SECURITIES AND EXCHANGE COMMISSION
WASHINGTON, DC 20549
PURSUANT TO SECTION 13 OR 15(D) OF THE
SECURITIES EXCHANGE ACT OF 1934
Date of report (Date of earliest event reported): March 12, 2019
Toll Brothers, Inc.
(Exact Name of Registrant as Specified in Charter)
(State or Other Jurisdiction
250 Gibraltar Road, Horsham, PA
(Address of Principal Executive Offices)
Registrant’s telephone number, including area code: (215) 938-8000
(Former Name or Former Address, if Changed Since Last Report)
Check the appropriate box below if the Form 8-K filing is intended to simultaneously satisfy the filing obligation of the registrant under any of the following provisions (see General Instruction A.2. below):
Written communications pursuant to Rule 425 under the Securities Act (17 CFR 230.425)
Soliciting material pursuant to Rule 14a-12 under the Exchange Act (17 CFR 240.14a-12)
Pre-commencement communications pursuant to Rule 14d-2(b) under the Exchange Act (17 CFR 240.14d-2(b))
Pre-commencement communications pursuant to Rule 13e-4(c) under the Exchange Act (17 CFR 240.13e-4(c))
Indicate by check mark whether the registrant is an emerging growth company as defined in as defined in Rule 405 of the Securities Act of 1933 (§230.405 of this chapter) or Rule 12b-2 of the Securities Exchange Act of 1934 (§240.12b-2 of this chapter).
Emerging growth company £
If an emerging growth company, indicate by check mark if the registrant has elected not to use the extended transition period for complying with any new or revised financial accounting standards provided pursuant to Section 13(a) of the Exchange Act. £
Departure of Directors or Certain Officers; Appointment of Certain Officers; Compensatory Arrangements of Certain Officers.
On March 12, 2019, the Board of Directors of Toll Brothers, Inc. (the “Company”) adopted the Toll Brothers, Inc. Executive Severance Plan (the “Severance Plan”) to provide severance benefits to certain eligible employees of the Company and its affiliates who experience a termination of employment under the conditions described in the Severance Plan. Eligible employees under the Severance Plan include each of the Chairman and Chief Executive Officer (“CEO”) Douglas C. Yearley, Chief Financial Officer Martin P. Connor and President and Chief Operating Officer Richard T. Hartman (collectively, the “Named Executive Officers”). The Severance Plan is effective as of March 12, 2019. Terms not otherwise defined herein have the meanings assigned to them in the Severance Plan.

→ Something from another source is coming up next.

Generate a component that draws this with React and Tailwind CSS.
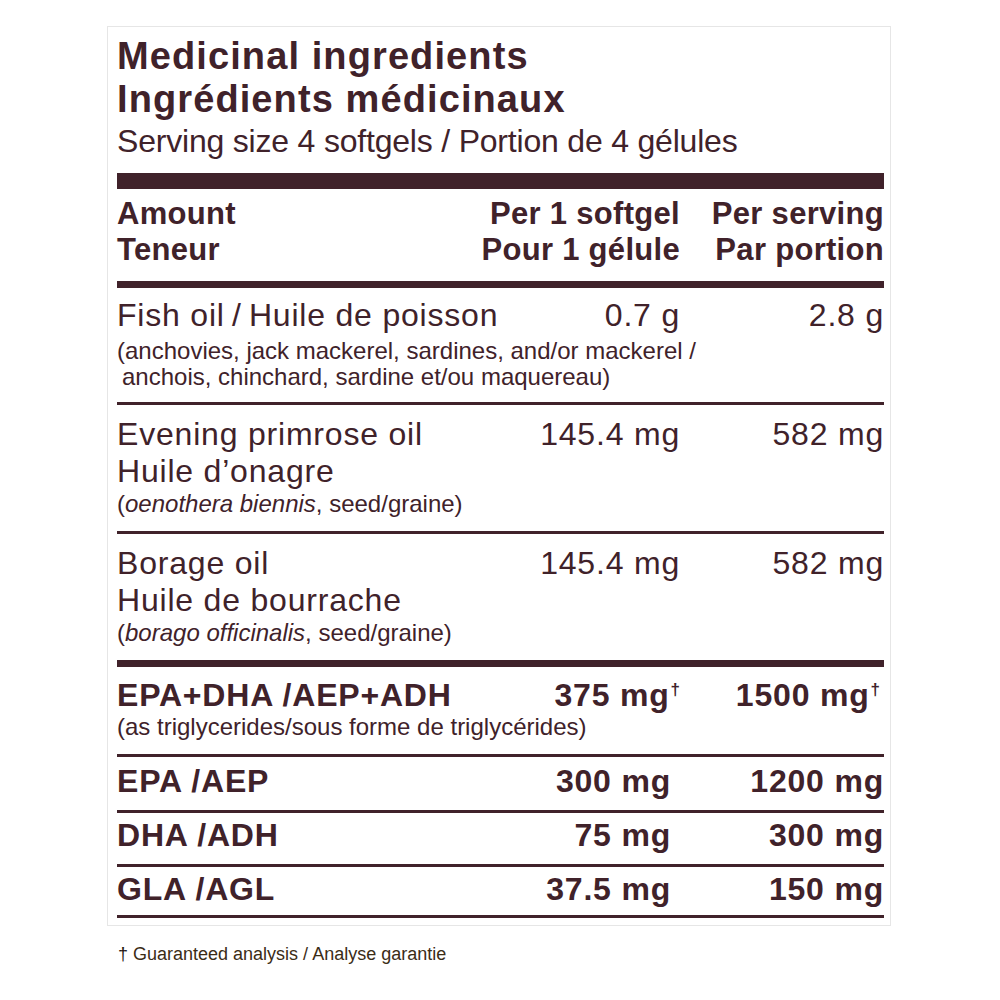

Non-Change-in-Control Severance. Under the terms of the Severance Plan, if certain Participants, who currently consist solely of the Named Executive Officers, experience a “covered termination” (as described below) not in connection with a change-in-control of the Company, the Company will provide the Participant with the following severance payments and benefits, subject to his or her continued compliance with the Non-Interference Agreement and the execution and non-revocation of a release of claims:
an amount equal to 1.5 times (2.0 times for the CEO) the sum of the Participant’s annual base salary and target annual bonus, payable in a single lump sum within 60 days following the Participant’s covered termination;
a prorated annual bonus for the year of termination of employment based on actual performance, payable at the same as the bonus paid to other similarly-situated employees under the Company’s annual incentive award program (and in all events prior to March 15 of the calendar year immediately following the calendar year in the covered termination occurs);
an amount equal to the product of (x) the Participant’s monthly COBRA premium for continued health insurance coverage and (y) 18 (24 for the CEO), payable in a lump sum within 60 days following the Participant’s covered termination; and
reasonable outplacement services for a period corresponding to the time period that is the lesser of (i) 18 months (24 months for the CEO) and (ii) the period beginning on the date of the covered termination and ending on the two-year anniversary of the covered termination.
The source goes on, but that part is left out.